RICCI RUCKER
FUGA

By Lars Gotrich

 

 

 

 

Skeleton Of An Audio Photographer

After Derek Bailey’s recent passing, I pulled out some of his albums, found some live bootlegs, and managed to come across "On the Edge: Improvisation In Music," a four-episode television program created and inspired by Bailey’s simply titled book, Improvisation. BBC Channel 4 aired the films in early 1992 and was likely the only televised documentary on the subject (European Free Improvisation site). "On the Edge," like the book, examined improvisation in all its forms, across cultural and political boundaries, and with an insightful accessibility from a guitarist whom still no one can aptly describe.

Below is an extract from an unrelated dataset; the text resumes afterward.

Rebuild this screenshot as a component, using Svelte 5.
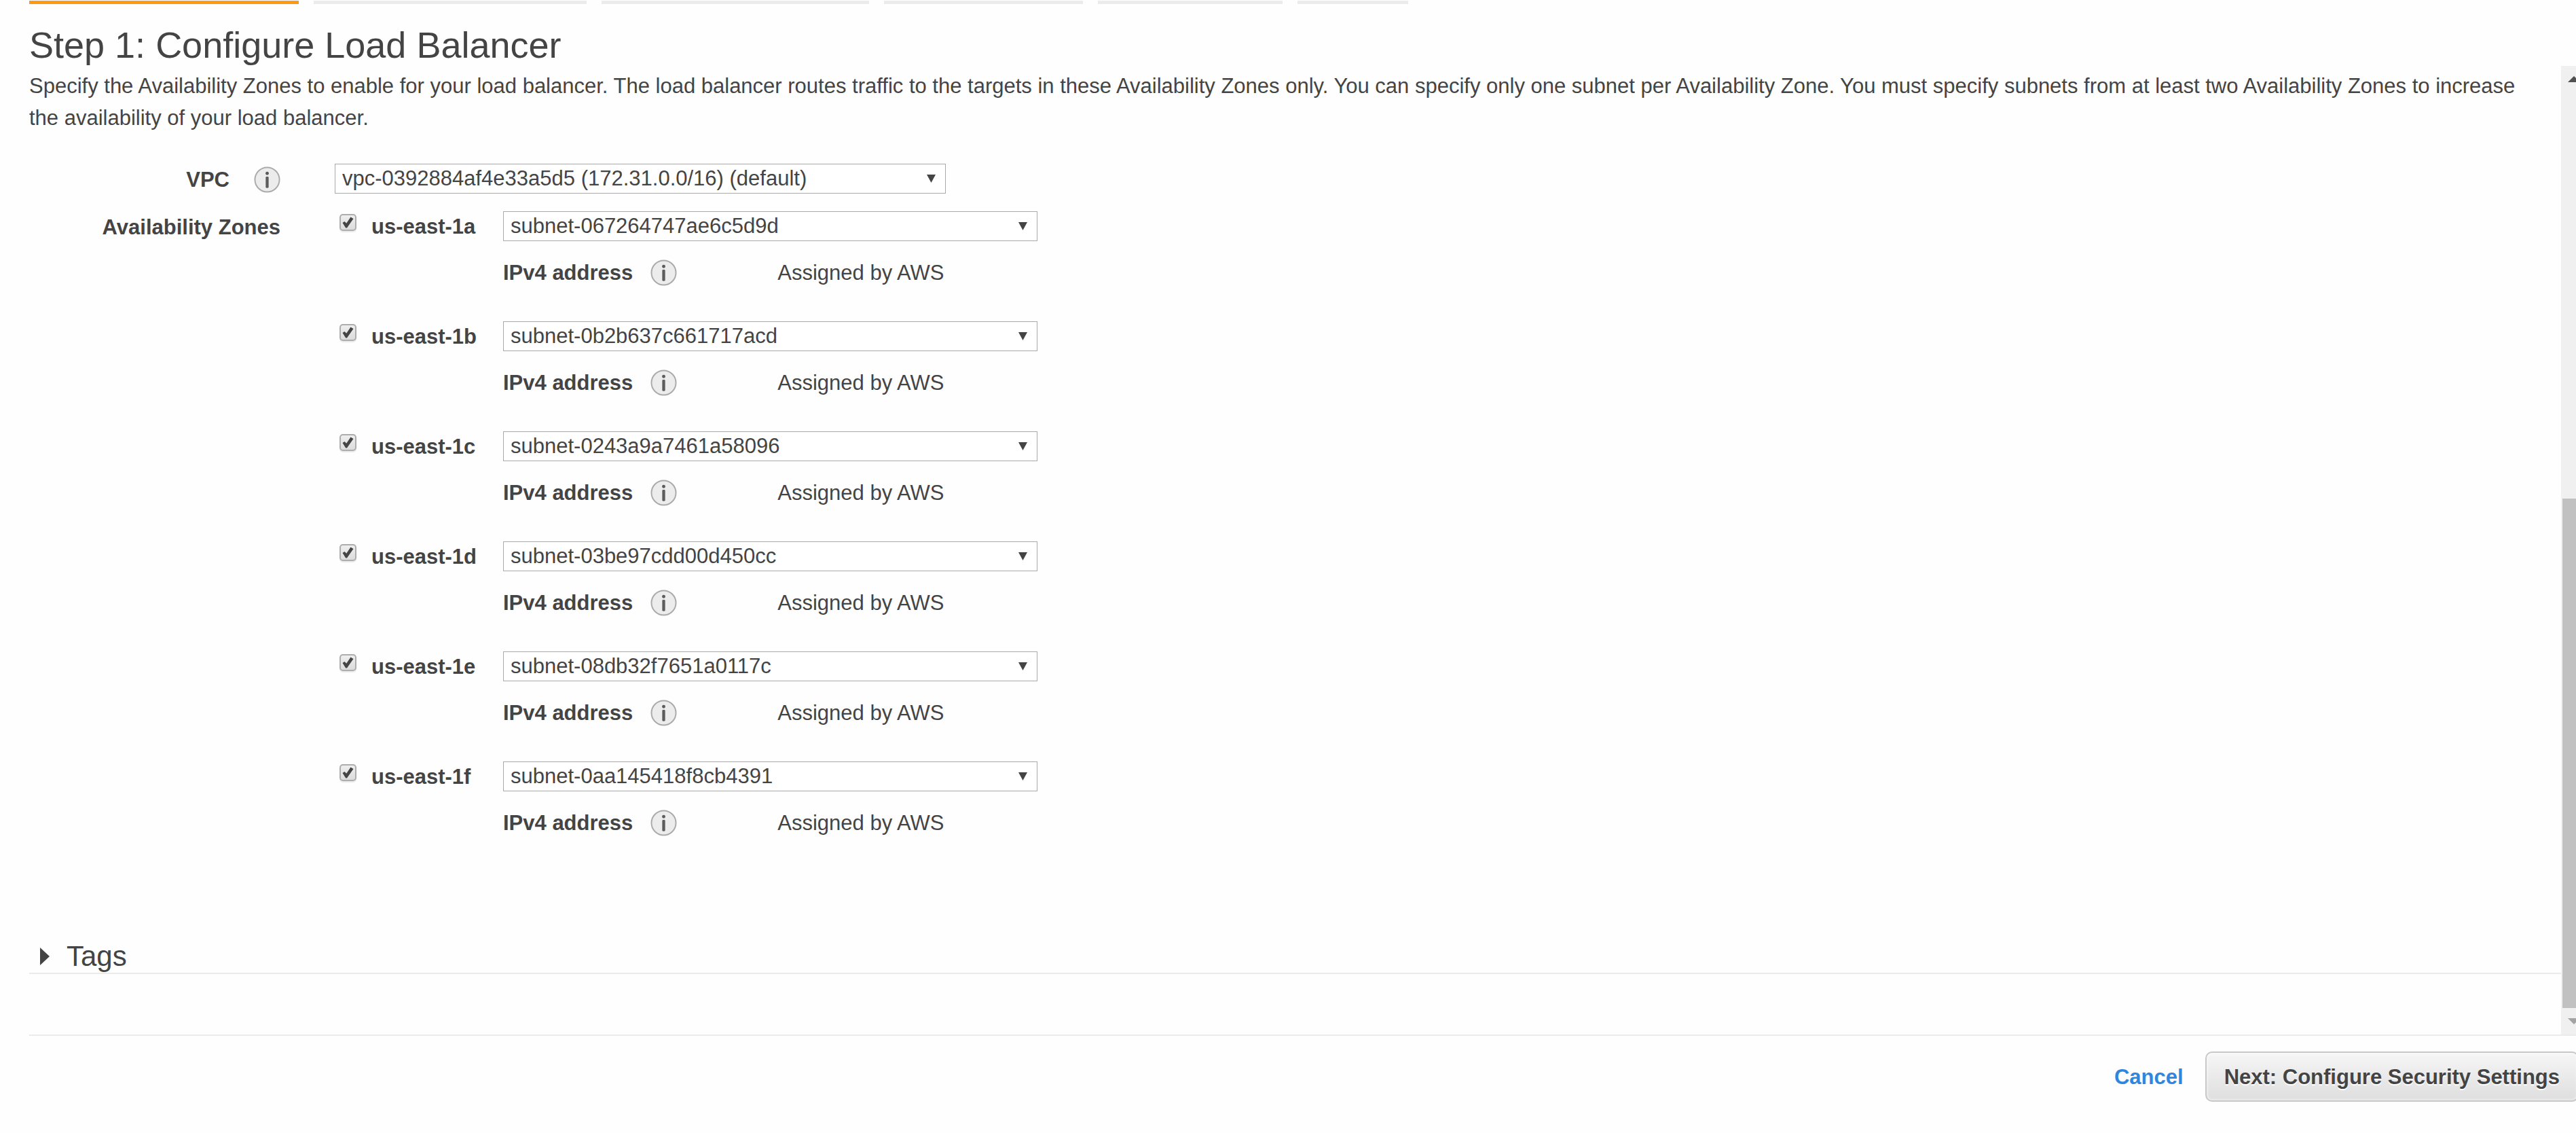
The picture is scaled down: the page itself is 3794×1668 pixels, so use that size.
<script>
  const steps = [397, 402, 394, 293, 272, 163];
  const zones = [
    { name: 'us-east-1a', subnet: 'subnet-067264747ae6c5d9d' },
    { name: 'us-east-1b', subnet: 'subnet-0b2b637c661717acd' },
    { name: 'us-east-1c', subnet: 'subnet-0243a9a7461a58096' },
    { name: 'us-east-1d', subnet: 'subnet-03be97cdd00d450cc' },
    { name: 'us-east-1e', subnet: 'subnet-08db32f7651a0117c' },
    { name: 'us-east-1f', subnet: 'subnet-0aa145418f8cb4391' }
  ];
</script>

{#snippet info(label)}
  <button type="button" class="info" aria-label={label}>
    <svg viewBox="0 0 40 40" aria-hidden="true">
      <circle cx="20" cy="20" r="18.500" fill="#ececec" stroke="#aaa" stroke-width="2" />
      <circle cx="20" cy="10.500" r="2.500" fill="#5c5c5c" />
      <rect x="17.800" y="15.500" width="4.400" height="17" rx="1.500" fill="#5c5c5c" />
    </svg>
  </button>
{/snippet}

{#snippet picker(id, label, value)}
  <div class="picker">
    <select {id} aria-label={label}>
      <option>{value}</option>
    </select>
    <svg viewBox="0 0 13 12" aria-hidden="true"><path d="M0 0H13L6.500 12Z" fill="#444" /></svg>
  </div>
{/snippet}

<div class="page">
  <nav class="steps" aria-label="Wizard steps">
    {#each steps as width, i}
      <span class="step" class:active={i === 0} style="width: {width}px"></span>
    {/each}
  </nav>
  <h1>Step 1: Configure Load Balancer</h1>

  <div class="body">
    <main>
      <p class="intro">
        Specify the Availability Zones to enable for your load balancer. The load balancer routes traffic to the targets in these Availability Zones only. You can specify only one subnet per Availability Zone. You must specify subnets from at least two Availability Zones to increase the availability of your load balancer.
      </p>

      <div class="form">
        <div class="field">
          <div class="label"><label for="vpc">VPC</label>{@render info('About VPC')}</div>
          <div class="vpc">{@render picker('vpc', 'VPC', 'vpc-0392884af4e33a5d5 (172.31.0.0/16) (default)')}</div>
        </div>
        <div class="field">
          <div class="label">Availability Zones</div>
          <ul class="zones">
            {#each zones as zone}
              <li class="zone">
                <span class="check">
                  <input type="checkbox" id={zone.name} checked />
                  <svg viewBox="0 0 25 25" aria-hidden="true">
                    <path d="M4.500 13L7.500 11L10.200 13.800L16.500 4.500L20.500 7L11 20.500H9.200Z" fill="#444" />
                  </svg>
                </span>
                <label class="name" for={zone.name}>{zone.name}</label>
                {@render picker(zone.name + '-subnet', zone.name + ' subnet', zone.subnet)}
                <div class="address">
                  <strong>IPv4 address</strong>
                  {@render info('About IPv4 address')}
                  <span class="assigned">Assigned by AWS</span>
                </div>
              </li>
            {/each}
          </ul>
        </div>
      </div>

      <button type="button" class="tags" aria-expanded="false">
        <svg viewBox="0 0 14 26" aria-hidden="true"><path d="M0 0L14 13L0 26Z" fill="#444" /></svg>
        Tags
      </button>
    </main>

    <div class="scrollbar" aria-hidden="true">
      <svg class="up" viewBox="0 0 12 9"><path d="M0 9L9 0L18 9Z" fill="#505050" /></svg>
      <div class="thumb"></div>
      <svg class="down" viewBox="0 0 12 9"><path d="M0 0L9 9L18 0Z" fill="#a3a3a3" /></svg>
    </div>
  </div>

  <footer>
    <a href="#cancel">Cancel</a>
    <button type="button" class="next">Next: Configure Security Settings</button>
  </footer>
</div>

<style>
  :global(body) {
    margin: 0;
    background: #fefefe;
  }
  .page {
    display: flex;
    flex-direction: column;
    font: 31px/47px "Liberation Sans", Arial, sans-serif;
    color: #444;
    min-height: 100vh;
    padding-top: 1px;
    box-sizing: border-box;
    overflow: hidden;
  }
  .steps {
    display: flex;
    gap: 22px;
    padding-left: 43px;
  }
  .step {
    height: 5px;
    background: #ebebeb;
  }
  .step.active {
    background: #ff9914;
  }
  h1 {
    margin: 0;
    padding: 29px 0 0 43px;
    font-size: 54px;
    line-height: 62px;
    font-weight: 400;
  }
  .body {
    display: flex;
    flex: 1;
  }
  main {
    flex: 1;
    padding: 0 0 44px 43px;
    display: flex;
    flex-direction: column;
  }
  .intro {
    margin: 6px 0 44px;
    padding-right: 24px;
  }
  .form {
    display: grid;
    gap: 24px;
  }
  .field {
    display: grid;
    grid-template-columns: 370px 1fr;
    column-gap: 80px;
  }
  .label {
    display: flex;
    justify-content: flex-end;
    align-items: center;
    gap: 36px;
    height: 46px;
    font-weight: 700;
  }
  .vpc {
    width: 900px;
  }
  .info {
    border: 0;
    padding: 0;
    background: none;
    width: 39px;
    height: 39px;
  }
  .info svg {
    display: block;
    width: 100%;
    height: 100%;
  }
  .picker {
    display: grid;
    align-items: center;
    height: 44px;
  }
  .picker > * {
    grid-area: 1 / 1;
  }
  .picker svg {
    width: 13px;
    height: 12px;
    margin-right: 15px;
    justify-self: end;
    pointer-events: none;
  }
  select {
    appearance: none;
    width: 100%;
    height: 44px;
    margin: 0;
    padding: 0 40px 0 10px;
    border: 1px solid #a9a9a9;
    border-radius: 0;
    background: #fff;
    color: #444;
    font: inherit;
    line-height: 42px;
  }
  .zones {
    list-style: none;
    margin: 0;
    padding: 0 0 0 7px;
    display: grid;
    gap: 48px;
  }
  .zone {
    display: grid;
    grid-template-columns: 25px 172px 787px;
    grid-template-rows: 44px 47px;
    row-gap: 23px;
    column-gap: 22px;
  }
  .check {
    display: grid;
    align-content: start;
    padding-top: 4px;
  }
  .check > * {
    grid-area: 1 / 1;
    width: 25px;
    height: 25px;
  }
  .check svg {
    pointer-events: none;
    z-index: 1;
  }
  .check input {
    appearance: none;
    margin: 0;
    box-sizing: border-box;
    border: 2px solid #adadad;
    border-radius: 5px;
    background: linear-gradient(#eee, #dcdcdc);
    box-shadow: 0 2px 1px #eaeaea;
  }
  .name {
    font-weight: 700;
    line-height: 46px;
  }
  .address {
    grid-column: 3;
    display: flex;
    align-items: center;
    gap: 26px;
  }
  .assigned {
    margin-left: 122px;
  }
  .tags {
    display: flex;
    align-items: center;
    gap: 25px;
    margin-top: 149px;
    padding: 0 0 0 16px;
    border: 0;
    border-bottom: 2px solid #ebebeb;
    background: none;
    color: inherit;
    font: 42px/48px "Liberation Sans", Arial, sans-serif;
  }
  .tags svg {
    width: 14px;
    height: 26px;
  }
  .scrollbar {
    width: 22px;
    background: #f0f0f0;
    display: flex;
    flex-direction: column;
    align-items: flex-end;
  }
  .scrollbar svg {
    width: 12px;
    height: 9px;
  }
  .up {
    margin-top: 15px;
  }
  .thumb {
    width: 20px;
    height: 750px;
    margin: auto 0 15px;
    background: #c1c1c1;
  }
  .down {
    margin-bottom: 15px;
  }
  footer {
    margin-left: 43px;
    border-top: 2px solid #ebebeb;
    padding: 23px 0 46px;
    display: flex;
    justify-content: flex-end;
    align-items: center;
    gap: 32px;
    font-weight: 700;
  }
  footer a {
    color: #2e86de;
    text-decoration: none;
  }
  .next {
    box-sizing: border-box;
    height: 74px;
    margin-right: -4px;
    padding: 0 26px;
    border: 2px solid #c8c8c8;
    border-radius: 10px;
    background: linear-gradient(#f6f6f6, #dedede);
    box-shadow: inset 0 0 4px #fff;
    color: #444;
    font: inherit;
    text-shadow: 0 2px 0 #fff;
  }
</style>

            The very first episode shocked me upon first viewing, as it explored the nature of improvisation in Mozart, whom I attributed as a Classical composer steeped in stiff Baroque figures. We certainly have the stereotype of the tux and gown orchestral performance, but as harpsichordist Lionel Salter remarks in Improvisation, “The music as written down was only a kind of memory jogger. It represented a skeleton of what was played.” It’s that skeleton that I'm interested in most, as a representation of temporary order. The stability of said skeleton is, however, not fixed. Wasn’t it Ty Burton (S.S. Bountyhunter) who growled, “Three sternums / Three spines / Twenty-seven ribs where there used to be nine”?

            It’s really only a phenomenon in the last fifteen years that an artist records an orchestra or a choir only to completely disassemble the source material into its own beautiful Braque-ian beast. Mark Hollis of Talk Talk exposed Laughing Stock to what public was left over from Spirit of Eden—the 1991 record released on the specialty jazz label Verve Records to avoid as much backlash as possible (Polydor committed the Mothers of Invention to the same fate). Eighteen musicians were given the task to improvise around a basic theme—the skeleton, if you will—and Mark Hollis spent the next seven months moving and removing samples to create his own masterwork.

            Ricci Rucker’s recently issued Fuga (Alpha Pup Records) is, in many ways, the album I’ve been waiting for since I heard Soul Junk’s 1958 and Matthew Shipp's Equilibrium. Little did I know that in 2003 when those albums were released, Rucker would have begun and completed Fuga in four months. It would also be the year I started digging through the jazz archives at WUOG (Athens, GA college radio station) and delving into deconstruction as a literary and artistic theory. I’d dream of Cooper-Moore’s angular piano pillagings and otherworldly handmade instruments cut-up arhythmically by Slo-Ro (this, by the way, needs to happen) and hoped to find my answer in DJ Spooky’s Blue Series (Thirsty Ear) contributions, but was ultimately let down by the lack of true integration. Jazz and sampling were two separate entities, like a house beat slapped onto a poorly re-mixed Madonna hit. No, I wanted an entirely different sound, an honest synthesis that becomes an identity in itself.

            Fuga's process reads similarly to Laughing Stock by first sampling records to make “the skeleton to the whole album,” presenting the material to live musicians to lay out chords, melodies, and percussion tracks, to then improvise on top of themselves. The material was pressed to vinyl "so they could be scratched, programmed, and arranged from the vinyl." The last step sounds particularly Portishead-ian, but it’s really a different means to an end.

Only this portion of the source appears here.